Financial information systems design and implementation. This rule prohibits the accounting firm from providing any service related to the audit client’s information system, unless it is reasonable to conclude that the results of these services will not be subject to audit procedures during an audit of the audit client’s financial statements. Again, the potential threat here is that designing and testing the same system will impair auditor’s independence. Qt. 3 There is no question that Andersen was involved in Enron’s accounting and financial reporting decisions.

Involvement in these decisions violates at least the following professional auditing standards: 1. SAS 32- Reporting on adequacy of disclosure in financial statements. Inadequate disclosures that Enron provided for its transactions meant that “the nonprofessional {investor} has no idea of the extent of the firm’s real liabilities”. Enron made only nominal financial statement disclosures for its SPE transactions and those disclosures were typically presented in confusing if not cryptic, language. 2. SAS 55- Internal Controls. Judging from the case, it can be clearly seen that internal control was not working properly. . SAS 45 Related parties – Special Purpose entities were a mechanism to raise needed financing for various purposes without being required to report the debt in their balance sheets. Enron used gaping loophole in accounting practice to create hundreds of SPEs and it did not limit its SPEs to financing activities. Enron used SPEs for the purpose of downloading underperforming assets from its financial statements to the financial statements of related by unconsolidated entities. SPE would finance the purchase of those assets by loans collateralized by Enron’s common stock.

In some cased, undisclosed side agreement made by Enron with an SPE’s nominal owner insulated those individuals from any losses on their investments and, in fact, guaranteed them a windfall profit. Even more troubling, Enron often sold assets at grossly inflated prices to their SPEs allowing the company to manufacture large “paper” gain on those transactions. Qt. 4 Audit documentation as per SAS 103, is a record of audit procedures performed, relevant audit evidence obtained, and conclusions the auditor reached. It supports the fact that the audit was done in accordance with auditing standards.

According to ISA 230, key requirements for audit workpapers are: (a) The auditor shall prepare audit documentation on a timely basis, (b) The auditor shall prepare audit documentation that is sufficient to enable an experienced auditor, having no previous connection with the audit, to understand the nature, timing and extent of the audit procedures performed, the results of the audit procedures performed, and the audit evidence obtained; and significant matters arising during the audit, the conclusions reached thereon, and significant professional judgments made in reaching those conclusions, (c) It should be signed by the person who prepares it so that queries can be directed to the appropriate person, (d)It should be signed and dated by any person who reviews it, in order to meet the quality control requirements of the review.

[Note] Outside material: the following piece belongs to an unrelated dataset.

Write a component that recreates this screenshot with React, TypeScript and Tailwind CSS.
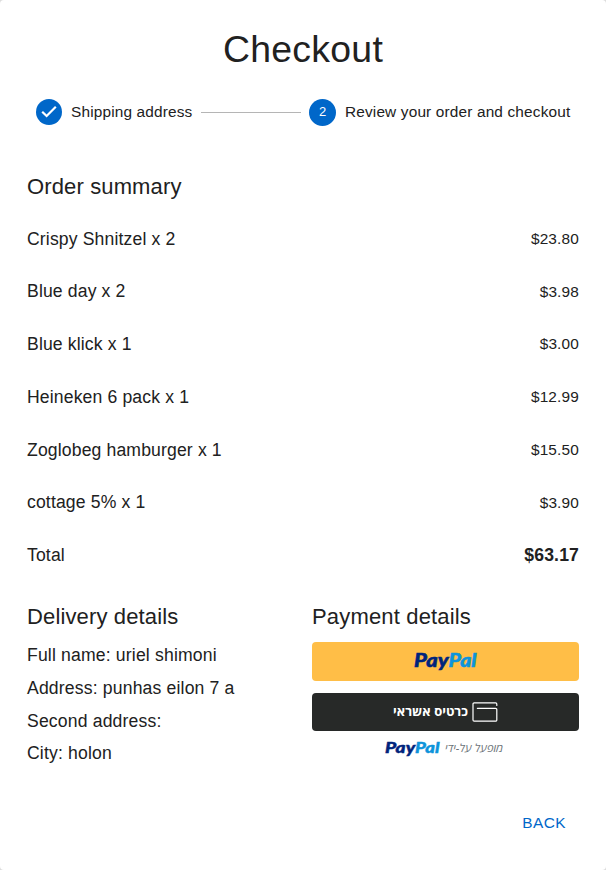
type Item = { name: string; price: string };

const items: Item[] = [
  { name: 'Crispy Shnitzel x 2', price: '$23.80' },
  { name: 'Blue day x 2', price: '$3.98' },
  { name: 'Blue klick x 1', price: '$3.00' },
  { name: 'Heineken 6 pack x 1', price: '$12.99' },
  { name: 'Zoglobeg hamburger x 1', price: '$15.50' },
  { name: 'cottage 5% x 1', price: '$3.90' },
];

const details = [
  'Full name: uriel shimoni',
  'Address: punhas eilon 7 a',
  'Second address:',
  'City: holon',
];

function PayPalLogo({ className }: { className: string }) {
  return (
    <svg className={`overflow-visible ${className}`} direction="ltr" viewBox="0 0 63 22" role="img" aria-label="PayPal">
      <text x="0" y="16.5" textLength="34.5" lengthAdjust="spacingAndGlyphs" fill="#00247c" stroke="#00247c" strokeWidth="0.5" className="font-['Lato'] text-[18px] font-black italic">Pay</text>
      <text x="34.5" y="16.5" textLength="28" lengthAdjust="spacingAndGlyphs" fill="#0d94db" stroke="#0d94db" strokeWidth="0.5" className="font-['Lato'] text-[18px] font-black italic">Pal</text>
    </svg>
  );
}

function CardIcon() {
  return (
    <svg className="h-5 w-[26px]" viewBox="0 0 26 20" fill="none" stroke="#fff" strokeWidth="1.2" strokeLinecap="round">
      <path d="M24.8 3.4V2a1.2 1.2 0 0 0-1.2-1.2H2.2A1.2 1.2 0 0 0 1 2v16a1.2 1.2 0 0 0 1.2 1.2h21.4a1.2 1.2 0 0 0 1.2-1.2V7.6a1.2 1.2 0 0 0-1.2-1.2H5.4" />
    </svg>
  );
}

function Stepper() {
  return (
    <div className="flex h-[26px] items-center pl-9 text-[15.4px] tracking-[0.01em]">
      <svg className="size-[26px] shrink-0" viewBox="0 0 26 26">
        <circle cx="13" cy="13" r="13" fill="#0067c9" />
        <path d="M6.2 12.7l4.4 4.3 9.2-9.2" fill="none" stroke="#fff" strokeWidth="2.2" />
      </svg>
      <span className="ml-[9px] w-[121px] whitespace-nowrap">Shipping address</span>
      <span className="ml-[9px] h-px w-[100px] bg-[#b5b5b5]" />
      <span className="ml-2 flex size-[27px] shrink-0 items-center justify-center rounded-full bg-[#0067c9] text-[13px] tracking-normal text-white">2</span>
      <span className="ml-[9px] whitespace-nowrap">Review your order and checkout</span>
    </div>
  );
}

export default function App() {
  return (
    <div className="h-[870px] w-[606px] bg-[#dcdcdc] font-['Liberation_Sans',Arial,sans-serif] text-[#212121]">
      <main className="h-full overflow-hidden rounded-[4px] bg-white">
        <h1 className="flex h-[99px] items-center justify-center text-[37.4px] tracking-[0.00735em]">Checkout</h1>
        <Stepper />
        <div className="px-[27px] pt-[46px]">
          <h2 className="h-[41.5px] text-[22px] leading-[31px] tracking-[0.006em]">Order summary</h2>
          <ul>
            {items.map((item) => (
              <li key={item.name} className="flex h-[52.75px] items-center justify-between">
                <span className="text-[17.6px] tracking-[0.008em]">{item.name}</span>
                <span className="-mt-px text-[15.4px] tracking-[0.01071em]">{item.price}</span>
              </li>
            ))}
            <li className="flex h-[52.7px] items-center justify-between text-[17.6px] tracking-[0.008em]">
              <span>Total</span>
              <span className="font-bold">$63.17</span>
            </li>
          </ul>
          <div className="mt-[19.7px] grid grid-cols-[285px_267px]">
            <section>
              <h2 className="text-[22px] leading-[31px] tracking-[0.0065em]">Delivery details</h2>
              <div className="mt-[7px]">
                {details.map((line) => (
                  <p key={line} className="h-[32.6px] text-[17.6px] leading-[32.6px] tracking-[0.00938em]">{line}</p>
                ))}
              </div>
            </section>
            <section>
              <h2 className="text-[22px] leading-[31px] tracking-[0.0075em]">Payment details</h2>
              <button className="mt-[9.5px] flex h-[39px] w-full items-center justify-center rounded-[4px] bg-[#ffbe47] pr-px">
                <PayPalLogo className="h-[22px] w-[63px]" />
              </button>
              <button dir="rtl" className="mt-3 flex h-[38px] w-full items-center justify-center gap-1 rounded-[4px] bg-[#272928] text-white">
                <CardIcon />
                <span className="font-['Open_Sans','DejaVu_Sans',sans-serif] text-[13px] font-bold">כרטיס אשראי</span>
              </button>
              <div dir="rtl" className="mt-1.5 flex items-center justify-center gap-[5px] pr-[3px]">
                <span className="font-['Open_Sans','DejaVu_Sans',sans-serif] text-[11.4px] font-medium italic leading-[22px] text-[#6c7378]">מופעל על-ידי</span>
                <PayPalLogo className="h-[20px] w-[55px]" />
              </div>
            </section>
          </div>
        </div>
        <div className="mt-[39px] flex justify-end pr-10">
          <button className="text-[15.4px] leading-[27px] tracking-[0.02857em] text-[#0067c9]">BACK</button>
        </div>
      </main>
    </div>
  );
}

SEC (Retention of Records Relevant to Audits and Reviews) and PCAOB auditing standard No. 3, Audit Documentation requires auditors to retain documents involved in an audit for seven years after an accountant concludes an audit or review of an issuer’s financial statements. The auditors provide auditing services in their capacity as a principal, not an agent: they are directly responsible for any negligence in performing their duties. Hence, the audit working papers are the property of the auditors. Qt. 5 * Audit Firm Rotation – new PCAOB Release No. 2011-006. This release that PCAOB it discussing now relates to a fully rotation of audit firm.

Rotation requirement focused both on strengthening the auditor’s ability to resist management pressure and on the benefits of a fresh viewpoint and as a result of it increase independence “… Auditor rotation is a ‘powerful antidote’ to auditor conflicts of interest, which reduces dramatically the financial incentives for the audit firms to placate management. The second point, the need for a “fresh viewpoint” is closely related to the first. An audit firm with less incentive to placate management might exercise that increased independence out of concern about what its replacement might find”. I think it is great proposal because it will bring auditors’ independents to a higher level * Section 203 of the Sarbanes-Oxley Act specifies that the lead and concurring partner must be subject to rotation requirements after five years.